Originally published: 2/13/2023
Pittsburgh Post Gazette

Just more than a year after he began leading the Urban League of Greater Pittsburgh, CEO Carlos T. Carter took to the pulpit Sunday as the civil-rights nonprofit marks its 105th year.

Speaking at Mount Ararat Baptist Church in Larimer, Mr. Carter said his group is prioritizing economic opportunity as it begins a second century.

“Civil rights aren’t civil rights when you can’t afford a loaf of bread,” Mr. Carter said to applause, his appearance part of the 36th annual Urban League Sunday. He highlighted capital for Black-owned businesses and affordable housing among the keys to progress.

Its service programs ranging from economic self-sufficiency to employment and family development, the Urban League has long partnered with Black churches in the region. Urban League Sunday, held at a different church each year, is a Black History Month celebration spotlighting that historic partnership.
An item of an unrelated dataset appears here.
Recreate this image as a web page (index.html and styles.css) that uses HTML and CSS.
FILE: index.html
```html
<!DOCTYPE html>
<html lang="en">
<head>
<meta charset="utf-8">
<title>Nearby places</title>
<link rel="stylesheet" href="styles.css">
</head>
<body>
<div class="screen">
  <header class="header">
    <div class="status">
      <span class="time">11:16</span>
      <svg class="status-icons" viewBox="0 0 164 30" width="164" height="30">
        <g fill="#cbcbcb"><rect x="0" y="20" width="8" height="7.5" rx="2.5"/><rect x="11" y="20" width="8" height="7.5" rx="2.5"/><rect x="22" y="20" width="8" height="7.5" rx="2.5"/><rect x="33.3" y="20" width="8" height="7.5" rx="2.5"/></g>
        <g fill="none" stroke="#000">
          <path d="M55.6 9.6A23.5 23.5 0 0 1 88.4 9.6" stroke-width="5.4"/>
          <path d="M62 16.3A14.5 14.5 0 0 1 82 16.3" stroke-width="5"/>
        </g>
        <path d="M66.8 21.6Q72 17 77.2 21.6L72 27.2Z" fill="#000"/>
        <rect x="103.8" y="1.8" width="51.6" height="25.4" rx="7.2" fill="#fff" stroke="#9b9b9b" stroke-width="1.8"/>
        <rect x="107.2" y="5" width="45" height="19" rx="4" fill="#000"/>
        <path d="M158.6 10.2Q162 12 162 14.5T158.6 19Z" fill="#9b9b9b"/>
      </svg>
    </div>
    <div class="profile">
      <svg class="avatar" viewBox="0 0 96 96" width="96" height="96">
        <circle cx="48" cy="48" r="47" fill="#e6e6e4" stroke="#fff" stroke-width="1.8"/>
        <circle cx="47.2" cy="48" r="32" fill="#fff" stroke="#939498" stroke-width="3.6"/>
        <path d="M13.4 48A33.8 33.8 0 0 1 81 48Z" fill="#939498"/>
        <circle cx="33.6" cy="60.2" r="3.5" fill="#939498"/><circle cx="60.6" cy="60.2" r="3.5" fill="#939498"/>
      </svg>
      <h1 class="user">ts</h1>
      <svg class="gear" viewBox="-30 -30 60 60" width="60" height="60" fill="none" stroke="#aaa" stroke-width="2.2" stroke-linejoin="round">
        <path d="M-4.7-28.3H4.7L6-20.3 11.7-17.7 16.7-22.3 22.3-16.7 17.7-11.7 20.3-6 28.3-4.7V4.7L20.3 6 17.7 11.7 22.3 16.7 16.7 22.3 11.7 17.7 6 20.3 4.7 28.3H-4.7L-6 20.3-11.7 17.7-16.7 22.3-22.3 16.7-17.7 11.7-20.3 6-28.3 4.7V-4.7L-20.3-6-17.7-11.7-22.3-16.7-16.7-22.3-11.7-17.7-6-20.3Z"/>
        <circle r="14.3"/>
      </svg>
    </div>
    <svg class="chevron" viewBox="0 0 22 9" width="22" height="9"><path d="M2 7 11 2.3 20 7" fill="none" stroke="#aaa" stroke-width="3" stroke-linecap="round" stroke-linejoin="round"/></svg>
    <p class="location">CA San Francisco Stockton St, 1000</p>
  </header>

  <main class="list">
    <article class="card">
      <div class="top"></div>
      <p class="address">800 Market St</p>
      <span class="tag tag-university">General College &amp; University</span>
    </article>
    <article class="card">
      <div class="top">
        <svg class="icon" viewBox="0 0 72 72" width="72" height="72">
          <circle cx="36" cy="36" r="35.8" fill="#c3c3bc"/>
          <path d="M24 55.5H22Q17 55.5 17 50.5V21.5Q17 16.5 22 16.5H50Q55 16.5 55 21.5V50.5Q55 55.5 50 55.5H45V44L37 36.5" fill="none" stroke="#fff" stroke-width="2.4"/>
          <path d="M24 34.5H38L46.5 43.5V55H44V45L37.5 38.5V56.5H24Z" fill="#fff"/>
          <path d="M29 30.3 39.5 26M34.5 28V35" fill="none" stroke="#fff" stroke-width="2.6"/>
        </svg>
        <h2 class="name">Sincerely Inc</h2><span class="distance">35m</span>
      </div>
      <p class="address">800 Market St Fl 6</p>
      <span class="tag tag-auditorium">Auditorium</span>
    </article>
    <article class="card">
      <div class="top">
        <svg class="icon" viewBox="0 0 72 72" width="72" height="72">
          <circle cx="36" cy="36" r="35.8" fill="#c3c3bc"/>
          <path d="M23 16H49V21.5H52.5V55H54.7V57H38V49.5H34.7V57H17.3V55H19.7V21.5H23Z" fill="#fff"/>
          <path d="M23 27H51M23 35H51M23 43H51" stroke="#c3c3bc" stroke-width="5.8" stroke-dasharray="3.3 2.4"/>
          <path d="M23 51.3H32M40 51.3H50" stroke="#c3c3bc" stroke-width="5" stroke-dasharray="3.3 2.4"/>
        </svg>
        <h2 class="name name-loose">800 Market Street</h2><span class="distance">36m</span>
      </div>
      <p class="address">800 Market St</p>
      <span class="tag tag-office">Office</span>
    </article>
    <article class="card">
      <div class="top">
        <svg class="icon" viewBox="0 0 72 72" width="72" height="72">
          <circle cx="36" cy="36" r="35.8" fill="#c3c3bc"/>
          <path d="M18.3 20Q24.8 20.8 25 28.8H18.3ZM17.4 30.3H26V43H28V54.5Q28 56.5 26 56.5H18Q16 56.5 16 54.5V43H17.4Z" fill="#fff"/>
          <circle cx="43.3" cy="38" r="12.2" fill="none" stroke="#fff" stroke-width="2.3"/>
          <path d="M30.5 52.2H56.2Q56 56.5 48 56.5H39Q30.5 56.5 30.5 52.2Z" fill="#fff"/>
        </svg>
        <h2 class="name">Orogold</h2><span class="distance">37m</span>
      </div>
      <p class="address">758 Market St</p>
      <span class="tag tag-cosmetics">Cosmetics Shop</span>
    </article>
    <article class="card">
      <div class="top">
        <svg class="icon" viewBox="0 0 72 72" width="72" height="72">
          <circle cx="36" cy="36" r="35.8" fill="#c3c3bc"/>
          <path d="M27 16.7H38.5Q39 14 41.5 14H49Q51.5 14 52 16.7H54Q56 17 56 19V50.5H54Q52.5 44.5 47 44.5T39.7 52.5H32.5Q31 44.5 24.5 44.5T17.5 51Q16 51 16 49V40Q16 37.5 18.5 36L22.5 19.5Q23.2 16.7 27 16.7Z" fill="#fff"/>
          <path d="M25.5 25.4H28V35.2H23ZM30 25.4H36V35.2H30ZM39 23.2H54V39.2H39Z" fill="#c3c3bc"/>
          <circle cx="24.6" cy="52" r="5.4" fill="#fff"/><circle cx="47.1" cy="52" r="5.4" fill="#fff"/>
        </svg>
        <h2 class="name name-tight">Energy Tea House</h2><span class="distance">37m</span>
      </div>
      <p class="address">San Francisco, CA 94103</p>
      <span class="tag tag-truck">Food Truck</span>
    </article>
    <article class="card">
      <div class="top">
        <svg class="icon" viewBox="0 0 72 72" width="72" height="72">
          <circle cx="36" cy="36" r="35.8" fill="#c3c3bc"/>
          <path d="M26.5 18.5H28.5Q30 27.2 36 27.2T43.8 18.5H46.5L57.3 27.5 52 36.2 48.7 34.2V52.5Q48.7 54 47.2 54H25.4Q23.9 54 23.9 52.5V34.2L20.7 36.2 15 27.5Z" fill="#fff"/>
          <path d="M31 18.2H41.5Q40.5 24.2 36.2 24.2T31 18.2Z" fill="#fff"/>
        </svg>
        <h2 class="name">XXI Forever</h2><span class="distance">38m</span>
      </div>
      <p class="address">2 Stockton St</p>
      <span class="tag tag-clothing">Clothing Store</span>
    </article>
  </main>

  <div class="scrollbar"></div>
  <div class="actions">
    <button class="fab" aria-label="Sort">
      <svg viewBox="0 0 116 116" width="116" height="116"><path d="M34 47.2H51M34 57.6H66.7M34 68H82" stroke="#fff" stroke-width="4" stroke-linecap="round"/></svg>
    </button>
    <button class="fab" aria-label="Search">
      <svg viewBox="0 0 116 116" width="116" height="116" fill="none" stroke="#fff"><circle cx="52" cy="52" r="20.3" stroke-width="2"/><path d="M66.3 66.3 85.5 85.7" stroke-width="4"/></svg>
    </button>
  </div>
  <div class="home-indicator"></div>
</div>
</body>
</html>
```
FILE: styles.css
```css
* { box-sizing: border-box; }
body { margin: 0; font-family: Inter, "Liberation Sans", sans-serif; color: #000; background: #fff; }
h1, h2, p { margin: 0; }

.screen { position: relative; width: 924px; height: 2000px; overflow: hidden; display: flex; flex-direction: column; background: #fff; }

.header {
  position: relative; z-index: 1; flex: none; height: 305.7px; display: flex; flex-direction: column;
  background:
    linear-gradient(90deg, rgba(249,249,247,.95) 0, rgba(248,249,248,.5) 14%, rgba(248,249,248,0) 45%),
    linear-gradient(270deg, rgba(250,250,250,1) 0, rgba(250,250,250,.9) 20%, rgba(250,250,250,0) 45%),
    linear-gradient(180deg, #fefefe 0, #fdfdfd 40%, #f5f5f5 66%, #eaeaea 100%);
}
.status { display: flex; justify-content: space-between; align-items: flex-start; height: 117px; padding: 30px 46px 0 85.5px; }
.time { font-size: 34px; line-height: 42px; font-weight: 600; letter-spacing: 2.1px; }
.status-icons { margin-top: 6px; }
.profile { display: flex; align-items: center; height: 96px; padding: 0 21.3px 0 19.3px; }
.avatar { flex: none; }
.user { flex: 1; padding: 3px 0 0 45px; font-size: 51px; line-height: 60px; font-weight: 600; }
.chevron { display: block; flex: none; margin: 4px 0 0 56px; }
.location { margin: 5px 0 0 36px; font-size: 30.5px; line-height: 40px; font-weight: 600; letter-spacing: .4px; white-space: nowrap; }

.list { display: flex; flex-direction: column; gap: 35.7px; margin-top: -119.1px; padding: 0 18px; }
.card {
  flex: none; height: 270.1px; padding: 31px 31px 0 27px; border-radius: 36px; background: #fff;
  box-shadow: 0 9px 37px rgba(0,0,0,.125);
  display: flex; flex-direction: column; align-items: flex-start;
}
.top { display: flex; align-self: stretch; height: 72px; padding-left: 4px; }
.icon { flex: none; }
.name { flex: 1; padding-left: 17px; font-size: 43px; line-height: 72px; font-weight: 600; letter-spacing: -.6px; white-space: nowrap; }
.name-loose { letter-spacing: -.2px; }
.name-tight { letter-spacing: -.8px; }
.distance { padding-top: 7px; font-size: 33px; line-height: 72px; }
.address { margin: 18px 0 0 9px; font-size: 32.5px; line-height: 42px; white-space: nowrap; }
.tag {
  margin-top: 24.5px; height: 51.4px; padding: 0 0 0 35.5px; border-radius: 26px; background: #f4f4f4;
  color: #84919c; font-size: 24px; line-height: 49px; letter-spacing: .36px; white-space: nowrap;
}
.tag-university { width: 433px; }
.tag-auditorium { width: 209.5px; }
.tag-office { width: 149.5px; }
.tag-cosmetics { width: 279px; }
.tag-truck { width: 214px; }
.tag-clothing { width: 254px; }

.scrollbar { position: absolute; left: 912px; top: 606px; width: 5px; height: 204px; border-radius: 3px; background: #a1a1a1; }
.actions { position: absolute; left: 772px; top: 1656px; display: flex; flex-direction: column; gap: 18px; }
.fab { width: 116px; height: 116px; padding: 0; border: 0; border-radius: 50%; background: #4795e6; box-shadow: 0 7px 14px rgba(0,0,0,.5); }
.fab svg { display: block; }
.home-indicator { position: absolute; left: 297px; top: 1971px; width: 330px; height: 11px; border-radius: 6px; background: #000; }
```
This year’s assembly included Pittsburgh Mayor Ed Gainey — the city’s first Black mayor — in addition to Allegheny County Executive Rich Fitzgerald and the Rev. Glenn G. Grayson Sr. of Wesley Center African Methodist Episcopal Zion Church, the keynote speaker, among dozens in attendance.

Rev. Grayson asked why, in a place repeatedly called a most livable city, so many people in Pittsburgh aren’t living their best lives.

“Sometimes we have to ask ourselves the question: What got us here?” he said, soon referencing systemic racism among the factors. He urged the crowd to maintain forward momentum: “Keep it moving.”

Reached last week, Rev. Grayson said he wanted to encourage the community — and especially Black and brown people — to be positive “in a season of so much unsettledness.”

“The bottom line: Don’t lose hope,” he said. “We are a resilient people.”

Mr. Gainey, in his remarks Sunday, said a new civil-rights movement needs help. He gave it a name — “Save our youth” — lamenting that young people too often answer disputes with guns.

“Help us save our children. Nobody is coming to save our children,” the mayor said. “Only us.”

Just after the occasion was the 57th Super Bowl, which kicked off in Glendale, Ariz., about an hour following the service. It was the first Super Bowl in which both teams fielded Black starting quarterbacks — a chance to witness NFL history if only the church program were to end on time, speakers hinted.

It did.

“We pray that the Holy Spirit keeps us to that” schedule, Rev. Grayson said beforehand. “I’ll be honored by anyone present.”